*Supplied data*

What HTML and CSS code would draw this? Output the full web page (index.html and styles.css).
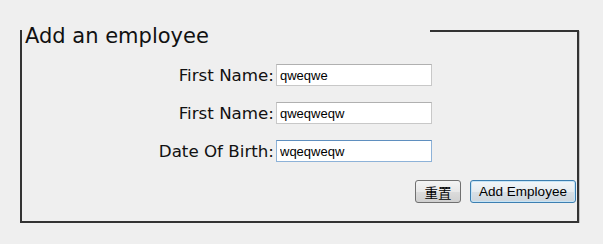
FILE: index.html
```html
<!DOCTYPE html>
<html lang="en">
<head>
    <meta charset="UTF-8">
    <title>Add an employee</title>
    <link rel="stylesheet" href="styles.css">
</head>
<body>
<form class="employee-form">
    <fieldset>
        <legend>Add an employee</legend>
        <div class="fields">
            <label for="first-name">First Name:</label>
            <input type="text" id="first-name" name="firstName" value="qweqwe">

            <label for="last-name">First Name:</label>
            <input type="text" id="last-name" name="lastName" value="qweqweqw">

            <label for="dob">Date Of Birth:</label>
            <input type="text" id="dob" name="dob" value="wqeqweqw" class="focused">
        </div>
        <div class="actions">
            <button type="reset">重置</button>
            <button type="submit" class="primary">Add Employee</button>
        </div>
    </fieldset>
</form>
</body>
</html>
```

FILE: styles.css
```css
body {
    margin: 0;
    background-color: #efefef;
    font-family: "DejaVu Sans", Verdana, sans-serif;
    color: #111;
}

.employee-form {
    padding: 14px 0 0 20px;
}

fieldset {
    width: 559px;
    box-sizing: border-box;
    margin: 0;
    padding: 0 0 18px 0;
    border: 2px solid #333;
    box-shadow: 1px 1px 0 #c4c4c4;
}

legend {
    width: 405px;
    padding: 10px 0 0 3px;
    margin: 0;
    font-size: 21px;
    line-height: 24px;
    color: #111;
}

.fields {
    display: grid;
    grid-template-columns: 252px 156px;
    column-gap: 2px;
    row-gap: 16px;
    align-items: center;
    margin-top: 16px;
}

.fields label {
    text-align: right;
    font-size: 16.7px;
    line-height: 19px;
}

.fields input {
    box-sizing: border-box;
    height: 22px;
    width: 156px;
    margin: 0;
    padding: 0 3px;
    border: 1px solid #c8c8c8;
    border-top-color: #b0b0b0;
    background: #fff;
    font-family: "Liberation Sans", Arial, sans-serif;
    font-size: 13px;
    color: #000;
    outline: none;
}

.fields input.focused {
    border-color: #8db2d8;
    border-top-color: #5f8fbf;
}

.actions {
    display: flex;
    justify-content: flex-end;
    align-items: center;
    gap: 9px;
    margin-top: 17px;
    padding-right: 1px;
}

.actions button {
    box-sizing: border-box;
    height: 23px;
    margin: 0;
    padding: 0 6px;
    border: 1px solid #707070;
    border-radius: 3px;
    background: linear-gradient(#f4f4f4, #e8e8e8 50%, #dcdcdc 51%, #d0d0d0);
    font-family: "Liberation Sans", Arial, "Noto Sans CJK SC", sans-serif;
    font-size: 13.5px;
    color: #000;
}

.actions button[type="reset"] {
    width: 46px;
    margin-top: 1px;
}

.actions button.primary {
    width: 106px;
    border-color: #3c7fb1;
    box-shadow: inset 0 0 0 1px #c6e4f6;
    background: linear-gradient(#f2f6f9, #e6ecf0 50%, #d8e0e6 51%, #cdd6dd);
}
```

*Problem statement*
The data above needs to be retyped exactly, with the images left out.

*Result of this exercise*
What HTML and CSS code would draw this? Output the full web page (index.html and styles.css).
FILE: index.html
```html
<!DOCTYPE html>
<html lang="en">
<head>
    <meta charset="UTF-8">
    <title>Add an employee</title>
    <link rel="stylesheet" href="styles.css">
</head>
<body>
<form class="employee-form">
    <fieldset>
        <legend>Add an employee</legend>
        <div class="fields">
            <label for="first-name">First Name:</label>
            <input type="text" id="first-name" name="firstName" value="qweqwe">

            <label for="last-name">First Name:</label>
            <input type="text" id="last-name" name="lastName" value="qweqweqw">

            <label for="dob">Date Of Birth:</label>
            <input type="text" id="dob" name="dob" value="wqeqweqw" class="focused">
        </div>
        <div class="actions">
            <button type="reset">重置</button>
            <button type="submit" class="primary">Add Employee</button>
        </div>
    </fieldset>
</form>
</body>
</html>
```

FILE: styles.css
```css
body {
    margin: 0;
    background-color: #efefef;
    font-family: "DejaVu Sans", Verdana, sans-serif;
    color: #111;
}

.employee-form {
    padding: 14px 0 0 20px;
}

fieldset {
    width: 559px;
    box-sizing: border-box;
    margin: 0;
    padding: 0 0 18px 0;
    border: 2px solid #333;
    box-shadow: 1px 1px 0 #c4c4c4;
}

legend {
    width: 405px;
    padding: 10px 0 0 3px;
    margin: 0;
    font-size: 21px;
    line-height: 24px;
    color: #111;
}

.fields {
    display: grid;
    grid-template-columns: 252px 156px;
    column-gap: 2px;
    row-gap: 16px;
    align-items: center;
    margin-top: 16px;
}

.fields label {
    text-align: right;
    font-size: 16.7px;
    line-height: 19px;
}

.fields input {
    box-sizing: border-box;
    height: 22px;
    width: 156px;
    margin: 0;
    padding: 0 3px;
    border: 1px solid #c8c8c8;
    border-top-color: #b0b0b0;
    background: #fff;
    font-family: "Liberation Sans", Arial, sans-serif;
    font-size: 13px;
    color: #000;
    outline: none;
}

.fields input.focused {
    border-color: #8db2d8;
    border-top-color: #5f8fbf;
}

.actions {
    display: flex;
    justify-content: flex-end;
    align-items: center;
    gap: 9px;
    margin-top: 17px;
    padding-right: 1px;
}

.actions button {
    box-sizing: border-box;
    height: 23px;
    margin: 0;
    padding: 0 6px;
    border: 1px solid #707070;
    border-radius: 3px;
    background: linear-gradient(#f4f4f4, #e8e8e8 50%, #dcdcdc 51%, #d0d0d0);
    font-family: "Liberation Sans", Arial, "Noto Sans CJK SC", sans-serif;
    font-size: 13.5px;
    color: #000;
}

.actions button[type="reset"] {
    width: 46px;
    margin-top: 1px;
}

.actions button.primary {
    width: 106px;
    border-color: #3c7fb1;
    box-shadow: inset 0 0 0 1px #c6e4f6;
    background: linear-gradient(#f2f6f9, #e6ecf0 50%, #d8e0e6 51%, #cdd6dd);
}
```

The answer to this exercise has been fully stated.